I started this blog to share what I know about weddings, after having owned a bridal shop, worked wholesale for a bridal designer, and worked in catering and at an event venue (Meridian House, for those of you in DC). Somehow, I was going to do this while keeping one of the more major events of my life private (the closing of my store, Promise). Well, not surprisingly, I keep referencing my shop and I now find, two months after closing, I kind of want to talk about it. A little at least.
Deciding to close was one of the most brutal and difficult decisions I have had to make. For the last six years, all I did was work on my shop. In the way of small businesses, it was everything to me and I put everything I had into making it a success.
When the economy took a header last summer, I was absolutely petrified. Ever the eternal optimist, though, I had faith and began to noodle strategies for surviving one of the worst downturns in a long, long time. The economy affected everyone's (including my own) spending habits, and while, yes, people still do get married, it doesn't mean they are not reevaluating their budgets and changing how they spend their money. As I have mentioned countless times, there are a ton of options out there for ladies to find their gowns, and it got harder and harder for me to keep Promise covering its obligations.
I was haunted by the horror stories of other bridal shops closing and angry mobs of brides banging on the door. I was absolutely tortured thinking about all of my customers, who trusted me to take care of them, feeling betrayed. I was totally at my wits' end, unable to honor my word to my customers and take care of them until their wedding day. I was also unable to pay my staff, rent, and vendors (paying myself was completely out of the question). Needless to say, the life and heart were completely sucked out of me. I have never had to quit anything in my life...well, sure, countless jobs, but nothing I have ever set my heart and mind to. I am a tenacious girl, I will always find a way to make something I want work.
With Promise, I could not win. It all boils down to money coming in and money going out and, after several months of attempting every entrepreneurial trick in the book, I could not continue to stay open, given how important my customers were to me, as well as the financial obligations that needed to be met.
I am very honest by nature, and desperately wanted to just call all my brides and say, "Hey, the economy has kicked me and my store's a**, we're closing. Come get your dress." Of course, that was not an option.

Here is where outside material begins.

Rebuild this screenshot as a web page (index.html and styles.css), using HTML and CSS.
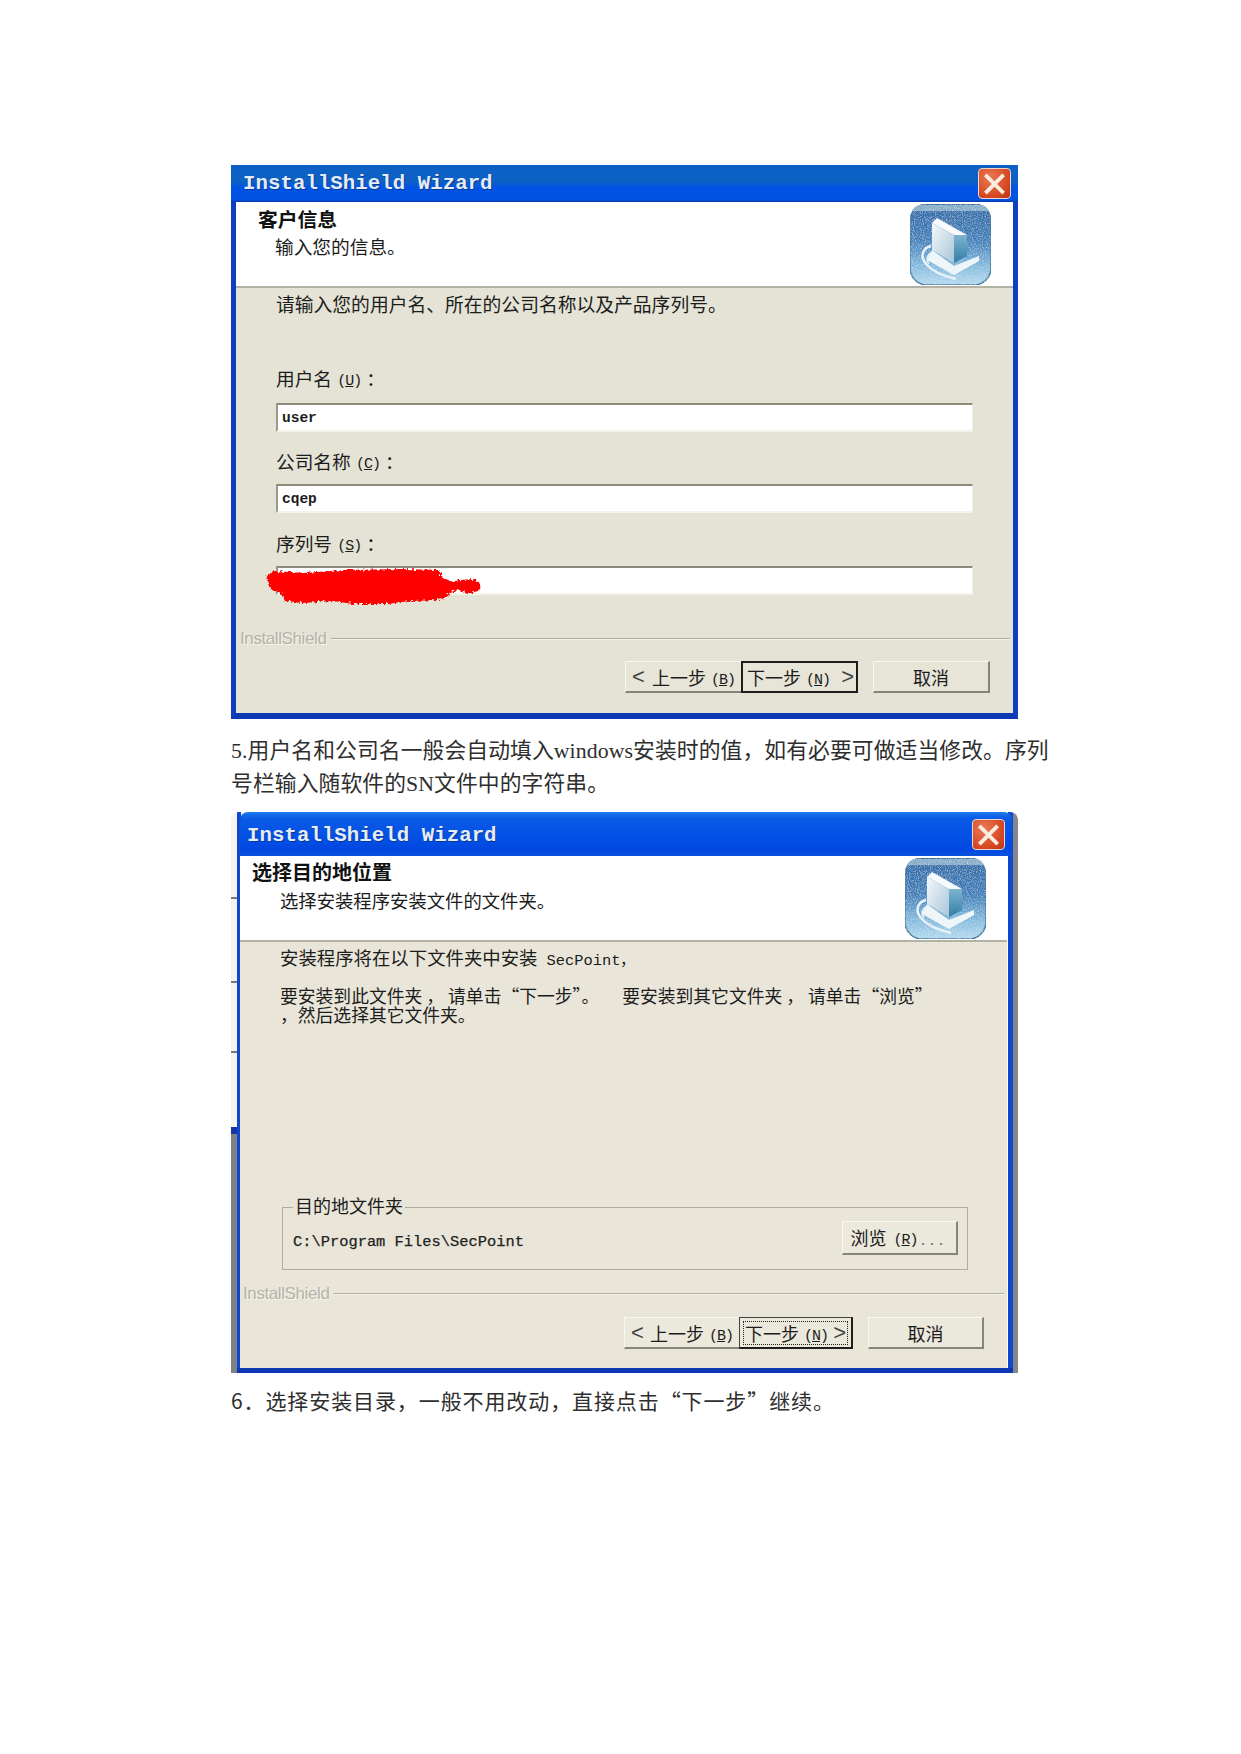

No matter how I could spin that kind of news, human nature would be to freak the F out. Also, my lawyer (yes, I had to lose everything to save myself and my customers) said to keep it on the down low. So, instead I came up with a plan. I made sure every girl who had a gown at the store got it. I spoke with all of my designers before closing to arrange that every girl with a gown or item on order received it from the designer. Sordid details here.
Being sneaky is not my bag, but it was the right thing to do - the end result being what I wanted. No one was majorly adversely affected, other than a little stress.
Saying goodbye to Promise was so hard - it still makes me cry just thinking about that day. I haven't driven down the street Promise was on since. I probably won't for a long time.
The aftermath has been no less difficult. While several customers (and all of my vendors) e-mailed supportive messages, some took it upon themselves to criticize how I had closed, question my motives, or insist on a form of compensation for the trouble of pressing their dresses themselves now that Promise was closed and would not be doing that for them. One even suggested I closed just because I wanted to move back to the West Coast. Part of me excuses this smallness of heart - after all, it must have been petrifying to receive my email about Promise closing, and panic/fear makes people do strange things. Most of me, however, finds it thoughtless and cruel.
After closing, I am still finding my way and coming out of what I now realize was such intense stress that I set aside who I was (a happy, gregarious, outgoing person) to get through such a difficult time. I am grateful that I have someplace I can share my experience. The truth is that, with weddings, while they are about flowers and romance and dresses, they are also so much more about joining your life with another, and what that means. My husband has been an absolute champion, and I thank every lucky star every day that I have him. He was there to support me and hold my hand throughout, even though I was a complete disaster. We were married the year I opened, and he stood by me during the worst time ever. Which is what marriage, really, is all about.